# Data section
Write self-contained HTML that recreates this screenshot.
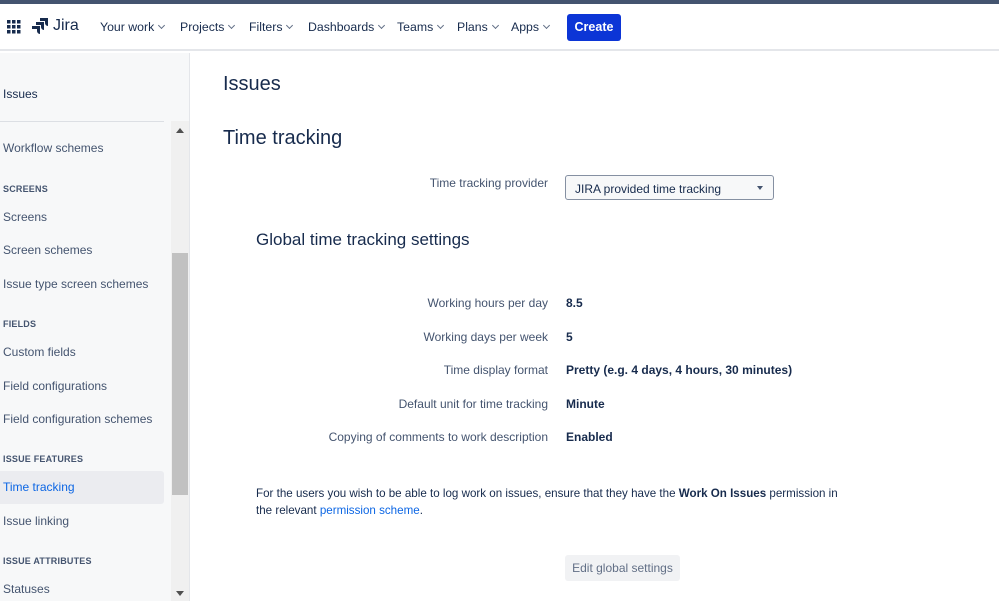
<!DOCTYPE html>
<html><head><meta charset="utf-8"><style>
*{margin:0;padding:0;box-sizing:border-box}
body{width:999px;height:601px;overflow:hidden;background:#fff;font-family:"Liberation Sans",sans-serif;color:#172b4d;position:relative}
.top{position:absolute;left:0;top:0;width:999px;height:4px;background:#44546f}
.nav{position:absolute;left:0;top:4px;width:999px;height:47px;background:#fff;border-bottom:2px solid #e4e6ea}
.nav span.i{position:absolute;top:16px;font-size:12.3px;color:#172b4d}
.nav span.i:after{content:"";display:inline-block;width:4px;height:4px;border-right:1.3px solid #626f86;border-bottom:1.3px solid #626f86;transform:rotate(45deg);margin-left:5px;position:relative;top:-3px}
.create{position:absolute;left:567px;top:10px;width:54px;height:27px;background:#0c35d6;color:#fff;border-radius:3px;font-size:12.5px;font-weight:bold;text-align:center;line-height:27px}
.side{position:absolute;left:0;top:53px;width:190px;height:548px;background:#f7f8f9;border-right:1px solid #e4e6ea}
.s{position:absolute;left:3px;font-size:12px;color:#44546f}
.h{position:absolute;left:3px;font-size:9px;font-weight:bold;color:#44546f;letter-spacing:.2px}
.sb{position:absolute;left:171px;top:121px;width:18px;height:480px;background:#f0f0f0}
.th{position:absolute;left:172px;top:253px;width:16px;height:242px;background:#c1c1c1}
.lbl{position:absolute;right:451px;font-size:12px;color:#44546f;text-align:right}
.val{position:absolute;left:566px;font-size:12px;font-weight:bold;color:#172b4d}
</style></head><body>
<div class="top"></div>
<div class="nav">
<svg style="position:absolute;left:7px;top:16px" width="14" height="14" viewBox="0 0 14 14" fill="#172b4d"><rect x="0" y="0" width="3.5" height="3.5"/><rect x="5" y="0" width="3.5" height="3.5"/><rect x="10" y="0" width="3.5" height="3.5"/><rect x="0" y="5" width="3.5" height="3.5"/><rect x="5" y="5" width="3.5" height="3.5"/><rect x="10" y="5" width="3.5" height="3.5"/><rect x="0" y="10" width="3.5" height="3.5"/><rect x="5" y="10" width="3.5" height="3.5"/><rect x="10" y="10" width="3.5" height="3.5"/></svg>
<svg style="position:absolute;left:32px;top:14px" width="16" height="17" viewBox="0 0 16 17" fill="#172b4d"><path d="M8 0h8v8a3 3 0 0 1-3-3V3H8z"/><path d="M4 4h8v8a3 3 0 0 1-3-3V7H4z"/><path d="M0 8h8v8a3 3 0 0 1-3-3v-2H0z"/></svg>
<span style="position:absolute;left:53px;top:13px;font-size:16px;color:#172b4d">Jira</span>
<span class="i" style="left:100px">Your work</span>
<span class="i" style="left:180px">Projects</span>
<span class="i" style="left:249px">Filters</span>
<span class="i" style="left:308px">Dashboards</span>
<span class="i" style="left:397px">Teams</span>
<span class="i" style="left:457px">Plans</span>
<span class="i" style="left:511px">Apps</span>
<div class="create">Create</div>
</div>
<div class="side">
<div class="s" style="top:34px;color:#172b4d">Issues</div>
<div style="position:absolute;left:0;top:68px;width:164px;height:1px;background:#dcdfe4"></div>
<div class="s" style="top:88px">Workflow schemes</div>
<div class="h" style="top:131px">SCREENS</div>
<div class="s" style="top:157px">Screens</div>
<div class="s" style="top:190px">Screen schemes</div>
<div class="s" style="top:224px">Issue type screen schemes</div>
<div class="h" style="top:266px">FIELDS</div>
<div class="s" style="top:292px">Custom fields</div>
<div class="s" style="top:326px">Field configurations</div>
<div class="s" style="top:359px">Field configuration schemes</div>
<div class="h" style="top:401px">ISSUE FEATURES</div>
<div style="position:absolute;left:0;top:418px;width:164px;height:33px;background:#ebecf0;border-radius:0 3px 3px 0"></div>
<div class="s" style="top:427px;color:#0c66e4">Time tracking</div>
<div class="s" style="top:461px">Issue linking</div>
<div class="h" style="top:503px">ISSUE ATTRIBUTES</div>
<div class="s" style="top:529px">Statuses</div>
</div>
<div class="sb"></div><div class="th"></div>
<div style="position:absolute;left:176px;top:128px;width:0;height:0;border-left:4px solid transparent;border-right:4px solid transparent;border-bottom:5px solid #505050"></div>
<div style="position:absolute;left:176px;top:591px;width:0;height:0;border-left:4px solid transparent;border-right:4px solid transparent;border-top:5px solid #505050"></div>

<div style="position:absolute;left:223px;top:73px;font-size:20px;color:#172b4d">Issues</div>
<div style="position:absolute;left:223px;top:127px;font-size:20px;color:#172b4d">Time tracking</div>
<div class="lbl" style="top:176px">Time tracking provider</div>
<div style="position:absolute;left:565px;top:175px;width:209px;height:25px;border:1px solid #8590a2;border-radius:3px;background:#f7f8f9;font-size:12px;padding:6px 9px;color:#172b4d">JIRA provided time tracking</div>
<div style="position:absolute;left:757px;top:186px;border-left:3px solid transparent;border-right:3px solid transparent;border-top:4px solid #44546f"></div>
<div style="position:absolute;left:256px;top:230px;font-size:17px;color:#172b4d">Global time tracking settings</div>
<div class="lbl" style="top:296px">Working hours per day</div><div class="val" style="top:296px">8.5</div>
<div class="lbl" style="top:330px">Working days per week</div><div class="val" style="top:330px">5</div>
<div class="lbl" style="top:363px">Time display format</div><div class="val" style="top:363px">Pretty (e.g. 4 days, 4 hours, 30 minutes)</div>
<div class="lbl" style="top:397px">Default unit for time tracking</div><div class="val" style="top:397px">Minute</div>
<div class="lbl" style="top:430px">Copying of comments to work description</div><div class="val" style="top:430px">Enabled</div>
<div style="position:absolute;left:256px;top:486px;width:600px;font-size:11.6px;line-height:16.5px;color:#172b4d">For the users you wish to be able to log work on issues, ensure that they have the <b>Work On Issues</b> permission in the relevant <span style="color:#0c66e4">permission scheme</span>.</div>
<div style="position:absolute;left:565px;top:555px;width:115px;height:26px;background:#f1f2f4;border-radius:3px;font-size:12px;color:#626f86;text-align:center;line-height:26px">Edit global settings</div>
</body></html>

# What to produce
Repeat the material verbatim. Do not carry over any picture.

# Written solution
Write self-contained HTML that recreates this screenshot.
<!DOCTYPE html>
<html><head><meta charset="utf-8"><style>
*{margin:0;padding:0;box-sizing:border-box}
body{width:999px;height:601px;overflow:hidden;background:#fff;font-family:"Liberation Sans",sans-serif;color:#172b4d;position:relative}
.top{position:absolute;left:0;top:0;width:999px;height:4px;background:#44546f}
.nav{position:absolute;left:0;top:4px;width:999px;height:47px;background:#fff;border-bottom:2px solid #e4e6ea}
.nav span.i{position:absolute;top:16px;font-size:12.3px;color:#172b4d}
.nav span.i:after{content:"";display:inline-block;width:4px;height:4px;border-right:1.3px solid #626f86;border-bottom:1.3px solid #626f86;transform:rotate(45deg);margin-left:5px;position:relative;top:-3px}
.create{position:absolute;left:567px;top:10px;width:54px;height:27px;background:#0c35d6;color:#fff;border-radius:3px;font-size:12.5px;font-weight:bold;text-align:center;line-height:27px}
.side{position:absolute;left:0;top:53px;width:190px;height:548px;background:#f7f8f9;border-right:1px solid #e4e6ea}
.s{position:absolute;left:3px;font-size:12px;color:#44546f}
.h{position:absolute;left:3px;font-size:9px;font-weight:bold;color:#44546f;letter-spacing:.2px}
.sb{position:absolute;left:171px;top:121px;width:18px;height:480px;background:#f0f0f0}
.th{position:absolute;left:172px;top:253px;width:16px;height:242px;background:#c1c1c1}
.lbl{position:absolute;right:451px;font-size:12px;color:#44546f;text-align:right}
.val{position:absolute;left:566px;font-size:12px;font-weight:bold;color:#172b4d}
</style></head><body>
<div class="top"></div>
<div class="nav">
<svg style="position:absolute;left:7px;top:16px" width="14" height="14" viewBox="0 0 14 14" fill="#172b4d"><rect x="0" y="0" width="3.5" height="3.5"/><rect x="5" y="0" width="3.5" height="3.5"/><rect x="10" y="0" width="3.5" height="3.5"/><rect x="0" y="5" width="3.5" height="3.5"/><rect x="5" y="5" width="3.5" height="3.5"/><rect x="10" y="5" width="3.5" height="3.5"/><rect x="0" y="10" width="3.5" height="3.5"/><rect x="5" y="10" width="3.5" height="3.5"/><rect x="10" y="10" width="3.5" height="3.5"/></svg>
<svg style="position:absolute;left:32px;top:14px" width="16" height="17" viewBox="0 0 16 17" fill="#172b4d"><path d="M8 0h8v8a3 3 0 0 1-3-3V3H8z"/><path d="M4 4h8v8a3 3 0 0 1-3-3V7H4z"/><path d="M0 8h8v8a3 3 0 0 1-3-3v-2H0z"/></svg>
<span style="position:absolute;left:53px;top:13px;font-size:16px;color:#172b4d">Jira</span>
<span class="i" style="left:100px">Your work</span>
<span class="i" style="left:180px">Projects</span>
<span class="i" style="left:249px">Filters</span>
<span class="i" style="left:308px">Dashboards</span>
<span class="i" style="left:397px">Teams</span>
<span class="i" style="left:457px">Plans</span>
<span class="i" style="left:511px">Apps</span>
<div class="create">Create</div>
</div>
<div class="side">
<div class="s" style="top:34px;color:#172b4d">Issues</div>
<div style="position:absolute;left:0;top:68px;width:164px;height:1px;background:#dcdfe4"></div>
<div class="s" style="top:88px">Workflow schemes</div>
<div class="h" style="top:131px">SCREENS</div>
<div class="s" style="top:157px">Screens</div>
<div class="s" style="top:190px">Screen schemes</div>
<div class="s" style="top:224px">Issue type screen schemes</div>
<div class="h" style="top:266px">FIELDS</div>
<div class="s" style="top:292px">Custom fields</div>
<div class="s" style="top:326px">Field configurations</div>
<div class="s" style="top:359px">Field configuration schemes</div>
<div class="h" style="top:401px">ISSUE FEATURES</div>
<div style="position:absolute;left:0;top:418px;width:164px;height:33px;background:#ebecf0;border-radius:0 3px 3px 0"></div>
<div class="s" style="top:427px;color:#0c66e4">Time tracking</div>
<div class="s" style="top:461px">Issue linking</div>
<div class="h" style="top:503px">ISSUE ATTRIBUTES</div>
<div class="s" style="top:529px">Statuses</div>
</div>
<div class="sb"></div><div class="th"></div>
<div style="position:absolute;left:176px;top:128px;width:0;height:0;border-left:4px solid transparent;border-right:4px solid transparent;border-bottom:5px solid #505050"></div>
<div style="position:absolute;left:176px;top:591px;width:0;height:0;border-left:4px solid transparent;border-right:4px solid transparent;border-top:5px solid #505050"></div>

<div style="position:absolute;left:223px;top:73px;font-size:20px;color:#172b4d">Issues</div>
<div style="position:absolute;left:223px;top:127px;font-size:20px;color:#172b4d">Time tracking</div>
<div class="lbl" style="top:176px">Time tracking provider</div>
<div style="position:absolute;left:565px;top:175px;width:209px;height:25px;border:1px solid #8590a2;border-radius:3px;background:#f7f8f9;font-size:12px;padding:6px 9px;color:#172b4d">JIRA provided time tracking</div>
<div style="position:absolute;left:757px;top:186px;border-left:3px solid transparent;border-right:3px solid transparent;border-top:4px solid #44546f"></div>
<div style="position:absolute;left:256px;top:230px;font-size:17px;color:#172b4d">Global time tracking settings</div>
<div class="lbl" style="top:296px">Working hours per day</div><div class="val" style="top:296px">8.5</div>
<div class="lbl" style="top:330px">Working days per week</div><div class="val" style="top:330px">5</div>
<div class="lbl" style="top:363px">Time display format</div><div class="val" style="top:363px">Pretty (e.g. 4 days, 4 hours, 30 minutes)</div>
<div class="lbl" style="top:397px">Default unit for time tracking</div><div class="val" style="top:397px">Minute</div>
<div class="lbl" style="top:430px">Copying of comments to work description</div><div class="val" style="top:430px">Enabled</div>
<div style="position:absolute;left:256px;top:486px;width:600px;font-size:11.6px;line-height:16.5px;color:#172b4d">For the users you wish to be able to log work on issues, ensure that they have the <b>Work On Issues</b> permission in the relevant <span style="color:#0c66e4">permission scheme</span>.</div>
<div style="position:absolute;left:565px;top:555px;width:115px;height:26px;background:#f1f2f4;border-radius:3px;font-size:12px;color:#626f86;text-align:center;line-height:26px">Edit global settings</div>
</body></html>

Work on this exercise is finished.